-- THE REQUEST --
Copy all of the material exactly. Pictures are not to appear in the copy.

-- PROVIDED DATA --
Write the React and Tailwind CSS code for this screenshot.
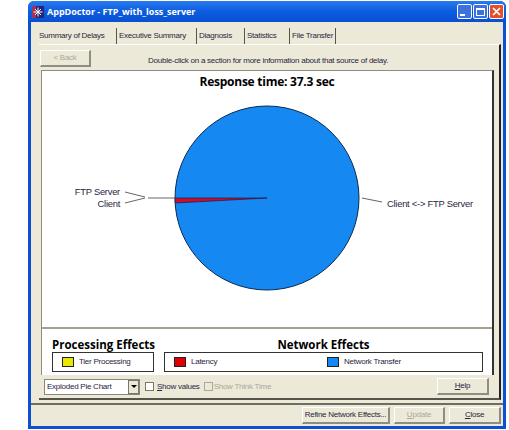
const ui = "font-['Liberation_Sans',Arial,sans-serif] text-[8px] tracking-[-0.25px] text-[#2a2540]";
const heading = "font-['Open_Sans',sans-serif] text-[11.5px] font-bold tracking-normal leading-[14px] text-black";

function XpButton({ children, disabled, className = "" }) {
  return (
    <div
      className={`flex h-[17px] items-center justify-center whitespace-nowrap border-t border-l border-t-white border-l-white border-r-2 border-b-2 border-r-[#8f8d80] border-b-[#8f8d80] bg-[#ece9d8] ${
        disabled ? "text-[#aca899]" : ""
      } ${className}`}
    >
      {children}
    </div>
  );
}

function Tab({ label, active, className = "" }) {
  return (
    <div
      className={`flex h-[16px] items-center whitespace-nowrap ${
        active ? "" : "border-l border-l-[#55534a] pl-[2px]"
      } ${className}`}
    >
      {label}
    </div>
  );
}

function Swatch({ color }) {
  return <div className={`h-[10px] w-[12px] shrink-0 border border-[#222] ${color}`} />;
}

function Pie() {
  return (
    <svg width="452" height="256" viewBox="42 71 452 256" className="block">
      <circle cx="267" cy="198" r="92" fill="#1688f2" stroke="#0b2a52" strokeWidth="1" />
      <path d="M267 198 L175 198 A92 92 0 0 0 175.2 203 Z" fill="#c8102e" stroke="#1a1a40" strokeWidth="0.7" />
      <path d="M148 198 H175 M125 192 L145 197 M125 203 L145 198 M362 198 L382 202" stroke="#666" strokeWidth="1" fill="none" />
      <text x="267" y="86" textAnchor="middle" fontFamily="'Open Sans',sans-serif" fontWeight="700" fontSize="12" fill="#000">
        Response time: 37.3 sec
      </text>
      <g fontFamily="'Liberation Sans',Arial,sans-serif" fontSize="9.4" fill="#2a2540">
        <text x="120" y="195" textAnchor="end">FTP Server</text>
        <text x="120" y="207" textAnchor="end">Client</text>
        <text x="387" y="207">{"Client <-> FTP Server"}</text>
      </g>
    </svg>
  );
}

function TitleBar() {
  return (
    <div className="flex h-[21px] items-center rounded-t-[6px] bg-gradient-to-b from-[#2a7af0] via-[#0b5ce0] to-[#0a50d0] pl-[4px] pr-[2px]">
      <svg width="12" height="12" viewBox="0 0 12 12" className="shrink-0">
        <rect width="12" height="12" fill="#24247a" />
        <rect x="0" y="0" width="4" height="12" fill="#a83050" />
        <path d="M6 1.5V10.5M1.5 6H10.5M3 3L9 9M9 3L3 9" stroke="#fff" strokeWidth="1" />
      </svg>
      <span className="ml-[3px] whitespace-nowrap font-['Open_Sans',sans-serif] text-[9px] font-bold tracking-normal text-white">
        AppDoctor - FTP_with_loss_server
      </span>
      <div className="ml-auto flex gap-[1px]">
        <div className="flex h-[15px] w-[15px] items-end rounded-[2px] border border-white bg-[#3c72e0] p-[2px]">
          <div className="h-[2px] w-[5px] bg-white" />
        </div>
        <div className="flex h-[15px] w-[15px] items-center justify-center rounded-[2px] border border-white bg-[#3c72e0]">
          <div className="h-[8px] w-[9px] border border-t-2 border-white" />
        </div>
        <div className="flex h-[15px] w-[15px] items-center justify-center rounded-[2px] border border-white bg-[#e0502c]">
          <svg width="9" height="9" viewBox="0 0 9 9">
            <path d="M1 1L8 8M8 1L1 8" stroke="#fff" strokeWidth="1.7" />
          </svg>
        </div>
      </div>
    </div>
  );
}

export default function App() {
  return (
    <div className={`h-[430px] w-[509px] bg-white pb-[1px] pl-[28px] pr-[3px] pt-[1px] ${ui}`}>
      <div className="flex h-full flex-col rounded-t-[6px] bg-[#0a50d0] px-[3px] pb-[3px]">
        <div className="-mx-[3px]">
          <TitleBar />
        </div>
        <div className="flex min-h-0 flex-1 flex-col bg-[#ece9d8]">
          <div className="flex h-[22px] items-end pl-[8px]">
            <Tab label="Summary of Delays" active className="w-[77px]" />
            <Tab label="Executive Summary" className="w-[80px]" />
            <Tab label="Diagnosis" className="w-[48px]" />
            <Tab label="Statistics" className="w-[45px]" />
            <Tab label="File Transfer" className="w-[47px] border-r border-r-[#55534a]" />
          </div>

          <div className="ml-[8px] mr-[2px] flex h-[356px] flex-col border-b-2 border-r-2 border-t border-b-[#55534a] border-r-[#222] border-t-white pl-[1px] pr-[5px]">
            <div className="flex h-[25px] items-center pt-[3px]">
              <XpButton disabled className="w-[51px]">&lt; Back</XpButton>
              <div className="ml-[57px] whitespace-nowrap pt-[5px]">Double-click on a section for more information about that source of delay.</div>
            </div>

            <div className="ml-[1px] flex h-[306px] flex-col border-l border-r-2 border-t border-[#8f8d80] border-r-[#333] bg-white">
              <Pie />
              <div className="h-[2px] bg-[#a5a294]" />
              <div className="flex flex-1 gap-[10px] pl-[10px] pr-[9px] pt-[9px]">
                <div className="w-[102px]">
                  <div className={`h-[14px] whitespace-nowrap ${heading}`}>Processing Effects</div>
                  <div className="flex h-[20px] items-center gap-[5px] border border-[#333] pl-[9px]">
                    <Swatch color="bg-[#e8e800]" />
                    Tier Processing
                  </div>
                </div>
                <div className="flex-1">
                  <div className={`h-[14px] text-center ${heading}`}>Network Effects</div>
                  <div className="flex h-[20px] items-center border border-[#333] pl-[9px]">
                    <div className="flex w-[153px] items-center gap-[5px]">
                      <Swatch color="bg-[#e00000]" />
                      Latency
                    </div>
                    <div className="flex items-center gap-[5px]">
                      <Swatch color="bg-[#1688f2]" />
                      Network Transfer
                    </div>
                  </div>
                </div>
              </div>
            </div>

            <div className="flex h-[23px] items-center pl-[4px] pr-[4px]">
              <div className="flex h-[16px] w-[96px] items-center border border-[#8a8778] bg-white pl-[2px]">
                <span className="flex-1">Exploded Pie Chart</span>
                <div className="flex h-[14px] w-[11px] items-center justify-center border border-[#77766c] bg-[#ece9d8]">
                  <div className="h-0 w-0 border-x-[3px] border-t-[3px] border-x-transparent border-t-black" />
                </div>
              </div>
              <div className="ml-[5px] h-[9px] w-[9px] border border-[#77766c] bg-white" />
              <span className="ml-[3px]"><u>S</u>how values</span>
              <div className="ml-[4px] h-[9px] w-[9px] border border-[#aca899] bg-[#ece9d8]" />
              <span className="ml-[1px] text-[#aca899]">Show Think Time</span>
              <XpButton className="ml-auto mr-[1px] w-[52px]"><span><u>H</u>elp</span></XpButton>
            </div>
          </div>

          <div className="mt-[3px] h-[2px] bg-[#6f6d62]" />

          <div className="flex flex-1 items-center justify-end gap-[4px] pr-[2px]">
            <XpButton className="w-[88px]">Refine Network Effects...</XpButton>
            <XpButton disabled className="w-[51px]"><span><u>U</u>pdate</span></XpButton>
            <XpButton className="w-[52px]"><span><u>C</u>lose</span></XpButton>
          </div>
        </div>
      </div>
    </div>
  );
}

-- THE COMPLETED TASK --
Write the React and Tailwind CSS code for this screenshot.
const ui = "font-['Liberation_Sans',Arial,sans-serif] text-[8px] tracking-[-0.25px] text-[#2a2540]";
const heading = "font-['Open_Sans',sans-serif] text-[11.5px] font-bold tracking-normal leading-[14px] text-black";

function XpButton({ children, disabled, className = "" }) {
  return (
    <div
      className={`flex h-[17px] items-center justify-center whitespace-nowrap border-t border-l border-t-white border-l-white border-r-2 border-b-2 border-r-[#8f8d80] border-b-[#8f8d80] bg-[#ece9d8] ${
        disabled ? "text-[#aca899]" : ""
      } ${className}`}
    >
      {children}
    </div>
  );
}

function Tab({ label, active, className = "" }) {
  return (
    <div
      className={`flex h-[16px] items-center whitespace-nowrap ${
        active ? "" : "border-l border-l-[#55534a] pl-[2px]"
      } ${className}`}
    >
      {label}
    </div>
  );
}

function Swatch({ color }) {
  return <div className={`h-[10px] w-[12px] shrink-0 border border-[#222] ${color}`} />;
}

function Pie() {
  return (
    <svg width="452" height="256" viewBox="42 71 452 256" className="block">
      <circle cx="267" cy="198" r="92" fill="#1688f2" stroke="#0b2a52" strokeWidth="1" />
      <path d="M267 198 L175 198 A92 92 0 0 0 175.2 203 Z" fill="#c8102e" stroke="#1a1a40" strokeWidth="0.7" />
      <path d="M148 198 H175 M125 192 L145 197 M125 203 L145 198 M362 198 L382 202" stroke="#666" strokeWidth="1" fill="none" />
      <text x="267" y="86" textAnchor="middle" fontFamily="'Open Sans',sans-serif" fontWeight="700" fontSize="12" fill="#000">
        Response time: 37.3 sec
      </text>
      <g fontFamily="'Liberation Sans',Arial,sans-serif" fontSize="9.4" fill="#2a2540">
        <text x="120" y="195" textAnchor="end">FTP Server</text>
        <text x="120" y="207" textAnchor="end">Client</text>
        <text x="387" y="207">{"Client <-> FTP Server"}</text>
      </g>
    </svg>
  );
}

function TitleBar() {
  return (
    <div className="flex h-[21px] items-center rounded-t-[6px] bg-gradient-to-b from-[#2a7af0] via-[#0b5ce0] to-[#0a50d0] pl-[4px] pr-[2px]">
      <svg width="12" height="12" viewBox="0 0 12 12" className="shrink-0">
        <rect width="12" height="12" fill="#24247a" />
        <rect x="0" y="0" width="4" height="12" fill="#a83050" />
        <path d="M6 1.5V10.5M1.5 6H10.5M3 3L9 9M9 3L3 9" stroke="#fff" strokeWidth="1" />
      </svg>
      <span className="ml-[3px] whitespace-nowrap font-['Open_Sans',sans-serif] text-[9px] font-bold tracking-normal text-white">
        AppDoctor - FTP_with_loss_server
      </span>
      <div className="ml-auto flex gap-[1px]">
        <div className="flex h-[15px] w-[15px] items-end rounded-[2px] border border-white bg-[#3c72e0] p-[2px]">
          <div className="h-[2px] w-[5px] bg-white" />
        </div>
        <div className="flex h-[15px] w-[15px] items-center justify-center rounded-[2px] border border-white bg-[#3c72e0]">
          <div className="h-[8px] w-[9px] border border-t-2 border-white" />
        </div>
        <div className="flex h-[15px] w-[15px] items-center justify-center rounded-[2px] border border-white bg-[#e0502c]">
          <svg width="9" height="9" viewBox="0 0 9 9">
            <path d="M1 1L8 8M8 1L1 8" stroke="#fff" strokeWidth="1.7" />
          </svg>
        </div>
      </div>
    </div>
  );
}

export default function App() {
  return (
    <div className={`h-[430px] w-[509px] bg-white pb-[1px] pl-[28px] pr-[3px] pt-[1px] ${ui}`}>
      <div className="flex h-full flex-col rounded-t-[6px] bg-[#0a50d0] px-[3px] pb-[3px]">
        <div className="-mx-[3px]">
          <TitleBar />
        </div>
        <div className="flex min-h-0 flex-1 flex-col bg-[#ece9d8]">
          <div className="flex h-[22px] items-end pl-[8px]">
            <Tab label="Summary of Delays" active className="w-[77px]" />
            <Tab label="Executive Summary" className="w-[80px]" />
            <Tab label="Diagnosis" className="w-[48px]" />
            <Tab label="Statistics" className="w-[45px]" />
            <Tab label="File Transfer" className="w-[47px] border-r border-r-[#55534a]" />
          </div>

          <div className="ml-[8px] mr-[2px] flex h-[356px] flex-col border-b-2 border-r-2 border-t border-b-[#55534a] border-r-[#222] border-t-white pl-[1px] pr-[5px]">
            <div className="flex h-[25px] items-center pt-[3px]">
              <XpButton disabled className="w-[51px]">&lt; Back</XpButton>
              <div className="ml-[57px] whitespace-nowrap pt-[5px]">Double-click on a section for more information about that source of delay.</div>
            </div>

            <div className="ml-[1px] flex h-[306px] flex-col border-l border-r-2 border-t border-[#8f8d80] border-r-[#333] bg-white">
              <Pie />
              <div className="h-[2px] bg-[#a5a294]" />
              <div className="flex flex-1 gap-[10px] pl-[10px] pr-[9px] pt-[9px]">
                <div className="w-[102px]">
                  <div className={`h-[14px] whitespace-nowrap ${heading}`}>Processing Effects</div>
                  <div className="flex h-[20px] items-center gap-[5px] border border-[#333] pl-[9px]">
                    <Swatch color="bg-[#e8e800]" />
                    Tier Processing
                  </div>
                </div>
                <div className="flex-1">
                  <div className={`h-[14px] text-center ${heading}`}>Network Effects</div>
                  <div className="flex h-[20px] items-center border border-[#333] pl-[9px]">
                    <div className="flex w-[153px] items-center gap-[5px]">
                      <Swatch color="bg-[#e00000]" />
                      Latency
                    </div>
                    <div className="flex items-center gap-[5px]">
                      <Swatch color="bg-[#1688f2]" />
                      Network Transfer
                    </div>
                  </div>
                </div>
              </div>
            </div>

            <div className="flex h-[23px] items-center pl-[4px] pr-[4px]">
              <div className="flex h-[16px] w-[96px] items-center border border-[#8a8778] bg-white pl-[2px]">
                <span className="flex-1">Exploded Pie Chart</span>
                <div className="flex h-[14px] w-[11px] items-center justify-center border border-[#77766c] bg-[#ece9d8]">
                  <div className="h-0 w-0 border-x-[3px] border-t-[3px] border-x-transparent border-t-black" />
                </div>
              </div>
              <div className="ml-[5px] h-[9px] w-[9px] border border-[#77766c] bg-white" />
              <span className="ml-[3px]"><u>S</u>how values</span>
              <div className="ml-[4px] h-[9px] w-[9px] border border-[#aca899] bg-[#ece9d8]" />
              <span className="ml-[1px] text-[#aca899]">Show Think Time</span>
              <XpButton className="ml-auto mr-[1px] w-[52px]"><span><u>H</u>elp</span></XpButton>
            </div>
          </div>

          <div className="mt-[3px] h-[2px] bg-[#6f6d62]" />

          <div className="flex flex-1 items-center justify-end gap-[4px] pr-[2px]">
            <XpButton className="w-[88px]">Refine Network Effects...</XpButton>
            <XpButton disabled className="w-[51px]"><span><u>U</u>pdate</span></XpButton>
            <XpButton className="w-[52px]"><span><u>C</u>lose</span></XpButton>
          </div>
        </div>
      </div>
    </div>
  );
}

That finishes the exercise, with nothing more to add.